My internet was mostly musical this week. Highlights: The Last Child of Down Syndrome, a “liaison with other human beings,” the sublimity of Sister Rosetta Tharpe, playlists of the musical south, Jazmine Sullivan’s still in an indoor forest, Megan Thee Stallion’s debut album, Tayla Parx’s sophomore album, Félix González-Torres, CNN’s election week, and new data of women mentoring women in STEM.

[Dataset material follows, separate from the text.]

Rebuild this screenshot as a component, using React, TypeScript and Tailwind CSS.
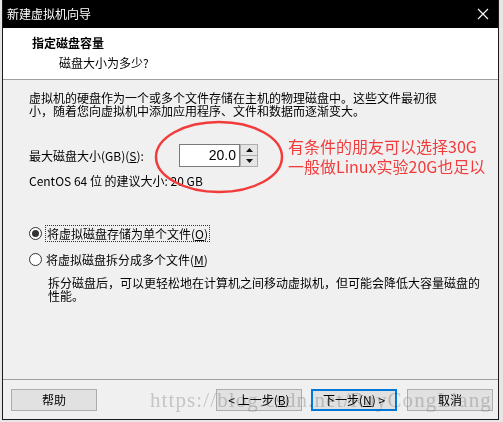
import React from 'react';

const cjk = "font-['Microsoft_YaHei','Noto_Sans_CJK_SC',sans-serif]";

const Radio = ({ checked }: { checked?: boolean }) => (
  <span className="flex h-[13px] w-[13px] shrink-0 items-center justify-center rounded-full border border-[#333] bg-white">
    {checked && <span className="h-[7px] w-[7px] rounded-full bg-[#333]" />}
  </span>
);

const Btn = ({ children, primary, className = '' }: { children: React.ReactNode; primary?: boolean; className?: string }) => (
  <button
    className={`flex h-[22px] w-[86px] items-center justify-center bg-[#e1e1e1] text-[12px] text-black ${
      primary ? 'border-2 border-[#0078d7]' : 'border border-[#adadad]'
    } ${className}`}
  >
    {children}
  </button>
);

export default function App() {
  return (
    <div className={`relative h-[422px] w-[503px] overflow-hidden bg-[#e6e6e6] ${cjk}`}>
      <div className="ml-[2px] flex h-[420px] w-[497px] flex-col border-b border-r border-l border-[#1a1a1a] bg-[#f0f0f0]">
        {/* title bar */}
        <div className="flex h-[28px] shrink-0 items-center justify-between bg-black pl-[4px] pr-[9px] text-white">
          <span className="text-[12px] leading-none">新建虚拟机向导</span>
          <svg width="12" height="12" viewBox="0 0 12 12" stroke="white" strokeWidth="1.1">
            <path d="M1 1 L11 11 M11 1 L1 11" />
          </svg>
        </div>

        {/* header */}
        <div className="h-[52px] shrink-0 border-b border-[#a0a0a0] bg-white pt-[6px]">
          <div className="pl-[29px] text-[12px] font-bold leading-[18px]">指定磁盘容量</div>
          <div className="pl-[56px] pt-[2px] text-[12px] leading-[18px]">磁盘大小为多少?</div>
        </div>

        {/* body */}
        <div className="flex flex-1 flex-col pl-[26px] pt-[11px] text-[12px] text-black">
          <p className="leading-[13px]">
            虚拟机的硬盘作为一个或多个文件存储在主机的物理磁盘中。这些文件最初很
            <br />
            小，随着您向虚拟机中添加应用程序、文件和数据而逐渐变大。
          </p>

          <div className="mt-[27px] flex items-center">
            <span className="w-[150px]">
              最大磁盘大小(GB)(<span className="underline">S</span>):
            </span>
            <div className="flex h-[23px] w-[61px] items-center justify-end border border-[#7a7a7a] bg-white pr-[3px] font-['Segoe_UI','Liberation_Sans',sans-serif] text-[14px]">
              20.0
            </div>
            <div className="flex h-[23px] w-[18px] flex-col">
              <div className="flex h-[12px] items-center justify-center border border-[#adadad] bg-[#e5e5e5]">
                <svg width="7" height="4" viewBox="0 0 7 4"><path d="M0 4 L3.5 0 L7 4 Z" fill="#111" /></svg>
              </div>
              <div className="flex h-[11px] items-center justify-center border border-t-0 border-[#adadad] bg-[#e5e5e5]">
                <svg width="7" height="4" viewBox="0 0 7 4"><path d="M0 0 L3.5 4 L7 0 Z" fill="#111" /></svg>
              </div>
            </div>
          </div>

          <div className="mt-[7px] leading-[14px]">CentOS 64 位 的建议大小: 20 GB</div>

          <div className="mt-[37px] flex items-center gap-[3px]">
            <Radio checked />
            <span className="border border-dotted border-[#333] px-px leading-[15px]">
              将虚拟磁盘存储为单个文件(<span className="underline">O</span>)
            </span>
          </div>

          <div className="mt-[10px] flex items-center gap-[4px]">
            <Radio />
            <span className="leading-[15px]">
              将虚拟磁盘拆分成多个文件(<span className="underline">M</span>)
            </span>
          </div>

          <p className="mt-[9px] pl-[19px] leading-[13px]">
            拆分磁盘后，可以更轻松地在计算机之间移动虚拟机，但可能会降低大容量磁盘的
            <br />
            性能。
          </p>
        </div>

        {/* footer */}
        <div className="h-[40px] shrink-0 border-t border-[#a0a0a0] pt-[9px]">
          <div className="flex pl-[8px]">
            <Btn>帮助</Btn>
            <Btn className="ml-[119px]">&lt; 上一步(<span className="underline">B</span>)</Btn>
            <Btn primary className="ml-[9px]">下一步(<span className="underline">N</span>) &gt;</Btn>
            <Btn className="ml-[10px]">取消</Btn>
          </div>
        </div>
      </div>

      {/* annotation */}
      <svg className="pointer-events-none absolute left-0 top-0" width="503" height="422">
        <ellipse cx="219" cy="157" rx="63" ry="35" fill="none" stroke="#f23c3c" strokeWidth="2.5" />
      </svg>
      <div className="pointer-events-none absolute left-[288px] top-[136px] text-[16px] leading-[20px] text-[#f23c3c]">
        有条件的朋友可以选择30G
        <br />
        一般做Linux实验20G也足以
      </div>

      {/* watermark */}
      <div className="pointer-events-none absolute left-[150px] top-[388px] whitespace-nowrap font-['Liberation_Serif',serif] text-[21px] leading-[24px] tracking-[1.1px] text-[#d2d2d2] mix-blend-multiply">
        https://blog.csdn.net/RayCongLiang
      </div>
    </div>
  );
}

As prenatal genetic testing becomes increasingly common, more and more parents are choosing to abort fetuses with genetic conditions, which has some complex implications. “Down syndrome is frequently called the ‘canary in the coal mine’ for selective reproduction,” writes Sarah Zhang. “It was one of the first genetic conditions to be routinely screened for in utero, and it remains the most morally troubling because it is among the least severe. It is very much compatible with life—even a long, happy life.” Denmark began offering pregnant women prenatal screening for Down syndrome in 2004, and “[n]early all expecting mothers choose to take the test; of those who get a Down syndrome diagnosis, more than 95 percent choose to abort.” Denmark was one of the first countries to offer such screening and only 18 people with Down syndrome were born in the country last year.
This subject matter, prenatal genetic testing to screen for disabilities, is a contentious topic and hard to write about. I learned a lot, especially about Denmark, through this article by Zhang, but one primary critique I and others have of this article is the lack of perspectives from actual people with Down syndrome or other genetic conditions. Writer Emily Ladau, who is genetically disabled, has an informative Twitter thread presenting this argument, emphasizing “if an entire feature article was written about the prospect of genetically testing people like me out of existence, I’d want my stake (and that of others with my disability) in that conversation not just recognized, but centralized.”